The doors of the Prince Frederick Volunteer Fire Department are always open, especially to President Slaugenhoupt or anyone who wants to discuss any of the information in this letter. We welcome any questions, concerns and comments. We also encourage you to reach out to us directly for an open dialogue on these issues.
• We have learned the hard way that data can be manipulated and misinterpreted if the right questions are not asked. When looking at response data in the future, we ask you not take it at face value, but instead ask for details about the data (such as time of day, were there other calls dispatched at the same time, were these calls in the 2nd and 3rd due areas).
• President Slaugenhoupt referenced several pieces of information that he obtained from “sources,” but we are unaware of these sources. We request that President Slaugenhoupt share with us the source of his information so we can correct the record.
• We understand you receive information from a variety of sources. We are always happy to resolve any discrepancies.
• Please be aware of the consequences of your public comments on other organizations. In this case, there were many inaccuracies in the speech and unfortunately they were disseminated to everyone watching the televised broadcast of the meeting. This allowed citizens of the county to form an opinion of the PFVFD organization without allowing us to defend ourselves. This impacts our reputation; our credibility with citizens and businesses; our fundraising program; and most of all it hurts the members who give so much to our organization.

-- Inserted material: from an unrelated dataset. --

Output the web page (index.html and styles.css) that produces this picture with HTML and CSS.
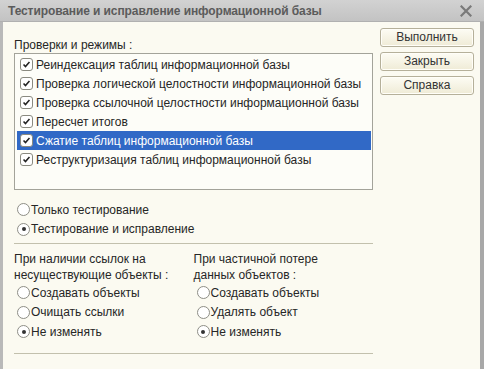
FILE: index.html
```html
<!DOCTYPE html>
<html lang="ru">
<head>
<meta charset="utf-8">
<link rel="stylesheet" href="styles.css">
</head>
<body>
<div class="window">
  <div class="titlebar">
    <span class="title">Тестирование и исправление информационной базы</span>
    <svg class="close" width="12" height="12" viewBox="0 0 12 12"><path d="M1.5 1.5 L10.5 10.5 M10.5 1.5 L1.5 10.5" stroke="#7a7a7a" stroke-width="2.2" stroke-linecap="square"/></svg>
  </div>
  <div class="content">
    <div class="main">
      <div class="label">Проверки и режимы :</div>
      <div class="list">
        <div class="row"><span class="cb"><svg viewBox="0 0 13 13"><path d="M3 6.5 L5.3 9 L10 3.6" fill="none" stroke="#222" stroke-width="1.8"/></svg></span>Реиндексация таблиц информационной базы</div>
        <div class="row"><span class="cb"><svg viewBox="0 0 13 13"><path d="M3 6.5 L5.3 9 L10 3.6" fill="none" stroke="#222" stroke-width="1.8"/></svg></span>Проверка логической целостности информационной базы</div>
        <div class="row"><span class="cb"><svg viewBox="0 0 13 13"><path d="M3 6.5 L5.3 9 L10 3.6" fill="none" stroke="#222" stroke-width="1.8"/></svg></span>Проверка ссылочной целостности информационной базы</div>
        <div class="row"><span class="cb"><svg viewBox="0 0 13 13"><path d="M3 6.5 L5.3 9 L10 3.6" fill="none" stroke="#222" stroke-width="1.8"/></svg></span>Пересчет итогов</div>
        <div class="row selected"><span class="cb"><svg viewBox="0 0 13 13"><path d="M3 6.5 L5.3 9 L10 3.6" fill="none" stroke="#222" stroke-width="1.8"/></svg></span>Сжатие таблиц информационной базы</div>
        <div class="row"><span class="cb"><svg viewBox="0 0 13 13"><path d="M3 6.5 L5.3 9 L10 3.6" fill="none" stroke="#222" stroke-width="1.8"/></svg></span>Реструктуризация таблиц информационной базы</div>
      </div>
      <div class="modes">
        <div class="radio"><span class="rb"></span>Только тестирование</div>
        <div class="radio"><span class="rb on"></span>Тестирование и исправление</div>
      </div>
      <div class="sep"></div>
      <div class="cols">
        <div class="col">
          <div class="caption">При наличии ссылок на<br>несуществующие объекты :</div>
          <div class="radio"><span class="rb"></span>Создавать объекты</div>
          <div class="radio"><span class="rb"></span>Очищать ссылки</div>
          <div class="radio"><span class="rb on"></span>Не изменять</div>
        </div>
        <div class="col">
          <div class="caption">При частичной потере<br>данных объектов :</div>
          <div class="radio"><span class="rb"></span>Создавать объекты</div>
          <div class="radio"><span class="rb"></span>Удалять объект</div>
          <div class="radio"><span class="rb on"></span>Не изменять</div>
        </div>
      </div>
      <div class="sep sep2"></div>
    </div>
    <div class="buttons">
      <div class="btn">Выполнить</div>
      <div class="btn">Закрыть</div>
      <div class="btn">Справка</div>
    </div>
  </div>
</div>
</body>
</html>
```

FILE: styles.css
```css
html, body {
  margin: 0;
  padding: 0;
}
body {
  width: 484px;
  height: 369px;
  overflow: hidden;
  font-family: "Liberation Sans", Arial, sans-serif;
  font-size: 12px;
  color: #262626;
  background: #fbfaf1;
}
.window {
  width: 484px;
  height: 369px;
  box-sizing: border-box;
  border-left: 3px solid #b9b9b9;
  border-right: 4px solid #a8a8a8;
  display: flex;
  flex-direction: column;
}
.titlebar {
  height: 22px;
  margin-left: -3px;
  margin-right: -4px;
  padding: 0 12px 0 8px;
  background: linear-gradient(#d2d2d2, #c3c3c3);
  border-bottom: 1px solid #b0b0b0;
  box-sizing: border-box;
  display: flex;
  align-items: center;
  justify-content: space-between;
}
.title {
  font-weight: bold;
  font-size: 12px;
  color: #5b5b5b;
  letter-spacing: -0.1px;
}
.close {
  display: block;
}
.content {
  flex: 1;
  display: flex;
  padding: 5px 6px 0 11px;
  gap: 7px;
}
.main {
  width: 359px;
  display: flex;
  flex-direction: column;
}
.label {
  margin-top: 10px;
  height: 16px;
  line-height: 16px;
}
.list {
  height: 137px;
  box-sizing: border-box;
  border: 1px solid #a3a39a;
  background: #fdfdf8;
  padding: 1px 1px 0 2px;
}
.row {
  height: 19px;
  display: flex;
  align-items: center;
  padding-left: 3px;
  white-space: nowrap;
}
.row.selected {
  background: #3169c6;
  color: #fff;
}
.cb {
  width: 13px;
  height: 13px;
  box-sizing: border-box;
  border: 1px solid #8a8a80;
  border-radius: 3px;
  background: #fff;
  margin-right: 3px;
  display: flex;
}
.cb svg {
  width: 11px;
  height: 11px;
}
.modes {
  margin-top: 10px;
}
.radio {
  height: 19.5px;
  display: flex;
  align-items: center;
  padding-left: 3px;
  white-space: nowrap;
}
.rb {
  width: 13px;
  height: 13px;
  box-sizing: border-box;
  border: 1px solid #8e8e86;
  border-radius: 50%;
  background: #fff;
  margin-right: 1px;
  position: relative;
}
.rb.on::after {
  content: "";
  position: absolute;
  left: 3.5px;
  top: 3.5px;
  width: 4px;
  height: 4px;
  border-radius: 50%;
  background: #333;
}
.sep {
  margin-top: 4px;
  height: 1px;
  background: #c2c0ad;
}
.cols {
  display: flex;
  margin-top: 7px;
}
.col {
  width: 181px;
}
.caption {
  line-height: 16px;
  margin-bottom: 0;
}
.sep2 {
  margin-top: 11px;
}
.buttons {
  display: flex;
  flex-direction: column;
  gap: 5px;
  width: 94px;
  padding-top: 1px;
}
.btn {
  height: 19px;
  box-sizing: border-box;
  border: 1px solid #b5b09a;
  border-radius: 3px;
  background: linear-gradient(#fdfcf4, #efebd6);
  box-shadow: inset 0 0 0 1px #fffef8;
  text-align: center;
  line-height: 17px;
  color: #333;
}
```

The department wishes to thank Commissioner Nutter during this unfortunate meeting. Out of the many positive comments stated for both of our stations Mr. Nutter said this, “… all the years I’ve been in this county and have dealt with the volunteer rescue squads and fire departments. I know how they work. I’m convinced enough to know that these people have put their blood, sweat and tears 50 years ago to do this and for me to come along and to start second guessing them, is wrong.” This comment shows his heartwarming support for our department and our long-standing building project, a journey for funding we’ve been on for nine long years. Our hope is that by providing hard facts and information to the public, the Commissioners will consider moving forward with funding our station so we can continue operating a non-profit efficiently for the citizens of Calvert County.
We appreciate your time and patience in reviewing this response.